Code that builds pages:
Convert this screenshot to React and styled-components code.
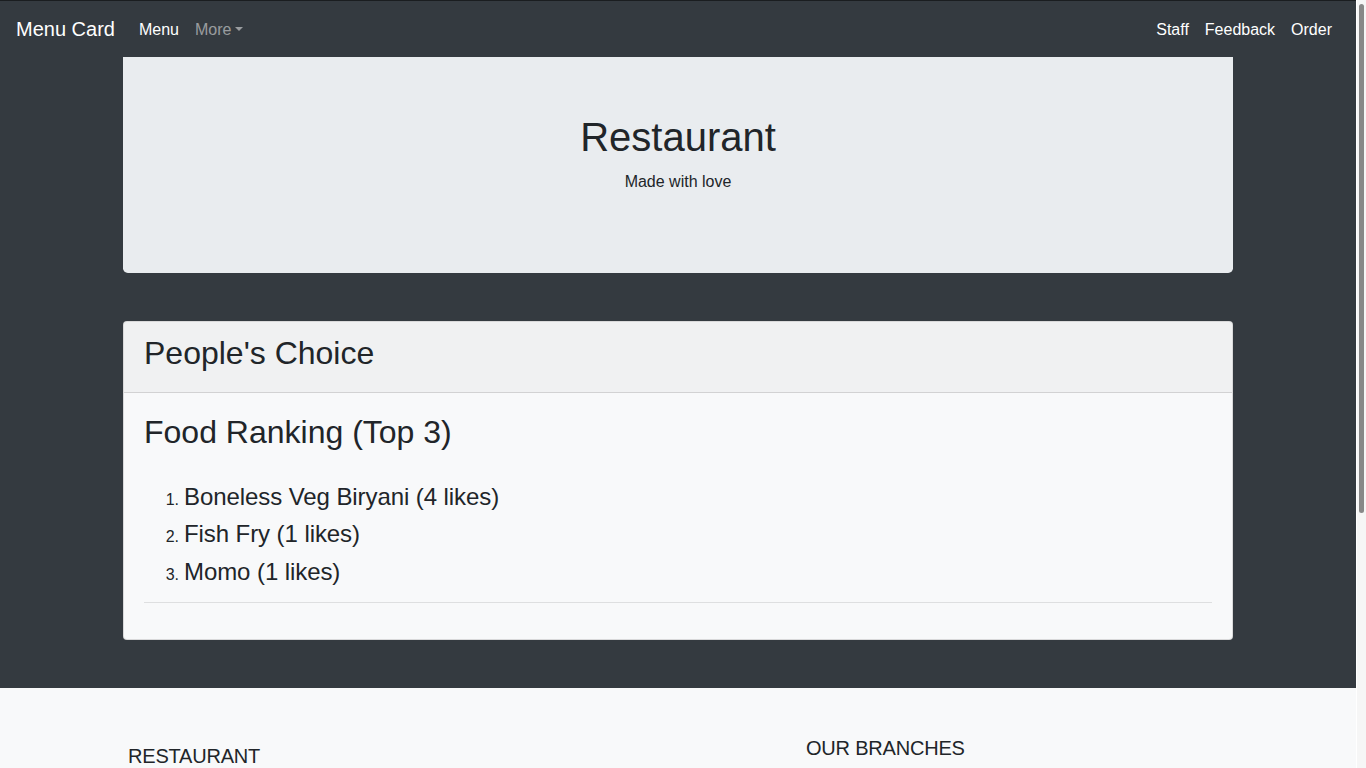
import styled, { createGlobalStyle } from "styled-components";

const GlobalStyle = createGlobalStyle`
    html {
        background: #f8f9fa;
        scrollbar-width: none;
    }
    body {
        margin: 0;
        font-family: "Liberation Sans", Arial, sans-serif;
        font-size: 16px;
        line-height: 1.5;
        color: #212529;
    }
    * {
        box-sizing: border-box;
    }
`;

const Shell = styled.div`
    display: flex;
`;

const Page = styled.div`
    flex: 1;
    min-width: 0;
`;

// page scrollbar as it shows in the screenshot
const ScrollTrack = styled.div`
    flex: 0 0 10px;
    padding: 4px 2px 0;
    background: #f6f6f6;
    border-left: 1px solid #ffffff;
`;

const ScrollThumb = styled.div`
    height: 509px;
    background: #888888;
    border-radius: 3px;
`;

const Navbar = styled.nav`
    display: flex;
    align-items: center;
    justify-content: space-between;
    padding: 8px 16px;
    background: #343a40;
    border-top: 1px solid #1a1d20;
`;

const NavGroup = styled.div`
    display: flex;
    align-items: center;
`;

const Brand = styled.a`
    font-size: 20px;
    line-height: 30px;
    padding: 5px 0;
    margin-right: 16px;
    color: #fff;
    text-decoration: none;
`;

const NavLink = styled.a`
    padding: 9px 8px 7px;
    line-height: 24px;
    color: ${({ $muted }) => ($muted ? "rgba(255, 255, 255, 0.5)" : "#fff")};
    text-decoration: none;
    cursor: pointer;

    ${({ $dropdown }) =>
        $dropdown &&
        `
        &::after {
            content: "";
            display: inline-block;
            margin-left: 4px;
            vertical-align: 4px;
            border-top: 4.8px solid;
            border-right: 4.8px solid transparent;
            border-left: 4.8px solid transparent;
        }
    `}
`;

const Main = styled.main`
    background: #343a40;
    padding-bottom: 48px;
`;

const Container = styled.div`
    max-width: 1140px;
    margin: 0 auto;
    padding: 0 15px;
`;

const Jumbotron = styled.section`
    background: #e9ecef;
    border-radius: 0 0 4.8px 4.8px;
    padding: 56px 32px 63px;
    text-align: center;
`;

const Title = styled.h1`
    margin: 0 0 9px;
    font-size: 40px;
    font-weight: 400;
    line-height: 48px;
`;

const Lead = styled.p`
    margin: 0 0 16px;
`;

const Card = styled.section`
    margin-top: 48px;
    background: #f8f9fa;
    border: 1px solid rgba(0, 0, 0, 0.125);
    border-radius: 4px;
    overflow: hidden;
`;

const CardHeader = styled.header`
    padding: 12px 20px;
    background: rgba(0, 0, 0, 0.03);
    border-bottom: 1px solid rgba(0, 0, 0, 0.125);
`;

const CardBody = styled.div`
    padding: 20px;
`;

const Heading = styled.h2`
    margin: 0 0 8px;
    font-size: 32px;
    font-weight: 400;
    line-height: 38.4px;
`;

const Ranking = styled.ol`
    list-style: none;
    margin: 26px 0 12px;
    padding: 0;
`;

const RankItem = styled.li`
    display: flex;
    align-items: baseline;
`;

const RankNum = styled.span`
    width: 40px;
    padding-right: 5px;
    text-align: right;
    font-size: 16px;
    line-height: 24px;
`;

const RankLabel = styled.span`
    font-size: 24px;
    line-height: 37.5px;
    letter-spacing: -0.08px;
`;

const Divider = styled.hr`
    margin: 0 0 16px;
    border: 0;
    border-top: 1px solid rgba(0, 0, 0, 0.1);
`;

const Footer = styled.footer`
    display: grid;
    grid-template-columns: repeat(12, 1fr);
    align-items: start;
    min-height: 471px;
    padding-top: 48px;
    background: #f8f9fa;
`;

const FooterCol = styled.div`
    grid-column: ${({ $start }) => $start} / span ${({ $span }) => $span};
    padding: ${({ $offset }) => $offset || 0}px 15px 0;
`;

const FooterTitle = styled.h5`
    margin: 0 0 8px;
    font-size: 20px;
    font-weight: 400;
    line-height: 24px;
    letter-spacing: -0.2px;
    text-transform: uppercase;
`;

const ranking = [
    { name: "Boneless Veg Biryani", likes: 4 },
    { name: "Fish Fry", likes: 1 },
    { name: "Momo", likes: 1 },
];

export default function App() {
    return (
        <>
            <GlobalStyle />
            <Shell>
                <Page>
                    <Navbar>
                        <NavGroup>
                            <Brand href="#">Menu Card</Brand>
                            <NavLink href="#">Menu</NavLink>
                            <NavLink $muted $dropdown>More</NavLink>
                        </NavGroup>
                        <NavGroup>
                            <NavLink href="#">Staff</NavLink>
                            <NavLink href="#">Feedback</NavLink>
                            <NavLink href="#">Order</NavLink>
                        </NavGroup>
                    </Navbar>
                    <Main>
                        <Container>
                            <Jumbotron>
                                <Title>Restaurant</Title>
                                <Lead>Made with love</Lead>
                            </Jumbotron>
                            <Card>
                                <CardHeader>
                                    <Heading>People's Choice</Heading>
                                </CardHeader>
                                <CardBody>
                                    <Heading>Food Ranking (Top 3)</Heading>
                                    <Ranking>
                                        {ranking.map((item, i) => (
                                            <RankItem key={item.name}>
                                                <RankNum>{i + 1}.</RankNum>
                                                <RankLabel>
                                                    {item.name} ({item.likes} likes)
                                                </RankLabel>
                                            </RankItem>
                                        ))}
                                    </Ranking>
                                    <Divider />
                                </CardBody>
                            </Card>
                        </Container>
                    </Main>
                    <Footer>
                        <FooterCol $start={2} $span={5} $offset={8}>
                            <FooterTitle>Restaurant</FooterTitle>
                        </FooterCol>
                        <FooterCol $start={8} $span={4}>
                            <FooterTitle>Our Branches</FooterTitle>
                        </FooterCol>
                    </Footer>
                </Page>
                <ScrollTrack>
                    <ScrollThumb />
                </ScrollTrack>
            </Shell>
        </>
    );
}
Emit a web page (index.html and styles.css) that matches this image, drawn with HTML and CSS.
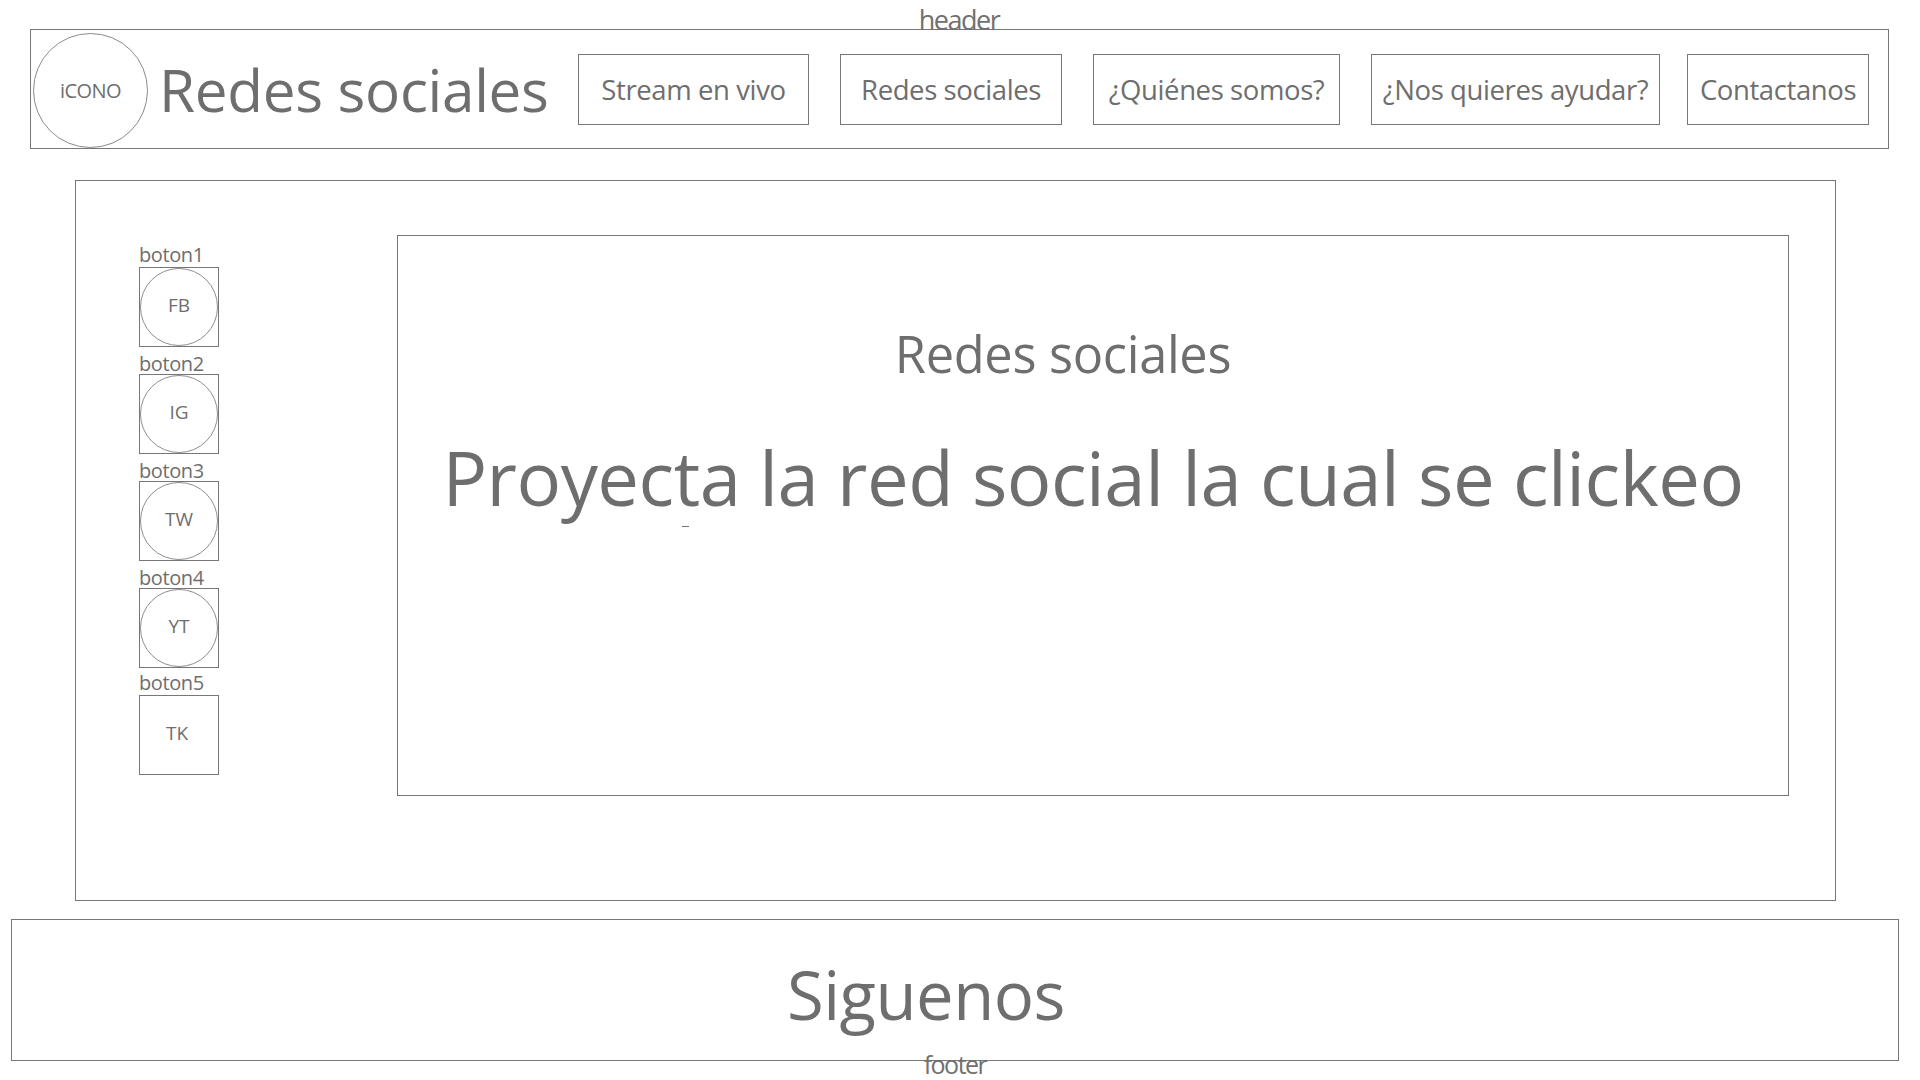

DIRECTION: Make an exact copy of the data, leaving its pictures out.

FINAL RESULT:
Convert this screenshot to React and styled-components code.
import styled, { createGlobalStyle } from "styled-components";

const GlobalStyle = createGlobalStyle`
    html {
        background: #f8f9fa;
        scrollbar-width: none;
    }
    body {
        margin: 0;
        font-family: "Liberation Sans", Arial, sans-serif;
        font-size: 16px;
        line-height: 1.5;
        color: #212529;
    }
    * {
        box-sizing: border-box;
    }
`;

const Shell = styled.div`
    display: flex;
`;

const Page = styled.div`
    flex: 1;
    min-width: 0;
`;

// page scrollbar as it shows in the screenshot
const ScrollTrack = styled.div`
    flex: 0 0 10px;
    padding: 4px 2px 0;
    background: #f6f6f6;
    border-left: 1px solid #ffffff;
`;

const ScrollThumb = styled.div`
    height: 509px;
    background: #888888;
    border-radius: 3px;
`;

const Navbar = styled.nav`
    display: flex;
    align-items: center;
    justify-content: space-between;
    padding: 8px 16px;
    background: #343a40;
    border-top: 1px solid #1a1d20;
`;

const NavGroup = styled.div`
    display: flex;
    align-items: center;
`;

const Brand = styled.a`
    font-size: 20px;
    line-height: 30px;
    padding: 5px 0;
    margin-right: 16px;
    color: #fff;
    text-decoration: none;
`;

const NavLink = styled.a`
    padding: 9px 8px 7px;
    line-height: 24px;
    color: ${({ $muted }) => ($muted ? "rgba(255, 255, 255, 0.5)" : "#fff")};
    text-decoration: none;
    cursor: pointer;

    ${({ $dropdown }) =>
        $dropdown &&
        `
        &::after {
            content: "";
            display: inline-block;
            margin-left: 4px;
            vertical-align: 4px;
            border-top: 4.8px solid;
            border-right: 4.8px solid transparent;
            border-left: 4.8px solid transparent;
        }
    `}
`;

const Main = styled.main`
    background: #343a40;
    padding-bottom: 48px;
`;

const Container = styled.div`
    max-width: 1140px;
    margin: 0 auto;
    padding: 0 15px;
`;

const Jumbotron = styled.section`
    background: #e9ecef;
    border-radius: 0 0 4.8px 4.8px;
    padding: 56px 32px 63px;
    text-align: center;
`;

const Title = styled.h1`
    margin: 0 0 9px;
    font-size: 40px;
    font-weight: 400;
    line-height: 48px;
`;

const Lead = styled.p`
    margin: 0 0 16px;
`;

const Card = styled.section`
    margin-top: 48px;
    background: #f8f9fa;
    border: 1px solid rgba(0, 0, 0, 0.125);
    border-radius: 4px;
    overflow: hidden;
`;

const CardHeader = styled.header`
    padding: 12px 20px;
    background: rgba(0, 0, 0, 0.03);
    border-bottom: 1px solid rgba(0, 0, 0, 0.125);
`;

const CardBody = styled.div`
    padding: 20px;
`;

const Heading = styled.h2`
    margin: 0 0 8px;
    font-size: 32px;
    font-weight: 400;
    line-height: 38.4px;
`;

const Ranking = styled.ol`
    list-style: none;
    margin: 26px 0 12px;
    padding: 0;
`;

const RankItem = styled.li`
    display: flex;
    align-items: baseline;
`;

const RankNum = styled.span`
    width: 40px;
    padding-right: 5px;
    text-align: right;
    font-size: 16px;
    line-height: 24px;
`;

const RankLabel = styled.span`
    font-size: 24px;
    line-height: 37.5px;
    letter-spacing: -0.08px;
`;

const Divider = styled.hr`
    margin: 0 0 16px;
    border: 0;
    border-top: 1px solid rgba(0, 0, 0, 0.1);
`;

const Footer = styled.footer`
    display: grid;
    grid-template-columns: repeat(12, 1fr);
    align-items: start;
    min-height: 471px;
    padding-top: 48px;
    background: #f8f9fa;
`;

const FooterCol = styled.div`
    grid-column: ${({ $start }) => $start} / span ${({ $span }) => $span};
    padding: ${({ $offset }) => $offset || 0}px 15px 0;
`;

const FooterTitle = styled.h5`
    margin: 0 0 8px;
    font-size: 20px;
    font-weight: 400;
    line-height: 24px;
    letter-spacing: -0.2px;
    text-transform: uppercase;
`;

const ranking = [
    { name: "Boneless Veg Biryani", likes: 4 },
    { name: "Fish Fry", likes: 1 },
    { name: "Momo", likes: 1 },
];

export default function App() {
    return (
        <>
            <GlobalStyle />
            <Shell>
                <Page>
                    <Navbar>
                        <NavGroup>
                            <Brand href="#">Menu Card</Brand>
                            <NavLink href="#">Menu</NavLink>
                            <NavLink $muted $dropdown>More</NavLink>
                        </NavGroup>
                        <NavGroup>
                            <NavLink href="#">Staff</NavLink>
                            <NavLink href="#">Feedback</NavLink>
                            <NavLink href="#">Order</NavLink>
                        </NavGroup>
                    </Navbar>
                    <Main>
                        <Container>
                            <Jumbotron>
                                <Title>Restaurant</Title>
                                <Lead>Made with love</Lead>
                            </Jumbotron>
                            <Card>
                                <CardHeader>
                                    <Heading>People's Choice</Heading>
                                </CardHeader>
                                <CardBody>
                                    <Heading>Food Ranking (Top 3)</Heading>
                                    <Ranking>
                                        {ranking.map((item, i) => (
                                            <RankItem key={item.name}>
                                                <RankNum>{i + 1}.</RankNum>
                                                <RankLabel>
                                                    {item.name} ({item.likes} likes)
                                                </RankLabel>
                                            </RankItem>
                                        ))}
                                    </Ranking>
                                    <Divider />
                                </CardBody>
                            </Card>
                        </Container>
                    </Main>
                    <Footer>
                        <FooterCol $start={2} $span={5} $offset={8}>
                            <FooterTitle>Restaurant</FooterTitle>
                        </FooterCol>
                        <FooterCol $start={8} $span={4}>
                            <FooterTitle>Our Branches</FooterTitle>
                        </FooterCol>
                    </Footer>
                </Page>
                <ScrollTrack>
                    <ScrollThumb />
                </ScrollTrack>
            </Shell>
        </>
    );
}
Emit a web page (index.html and styles.css) that matches this image, drawn with HTML and CSS.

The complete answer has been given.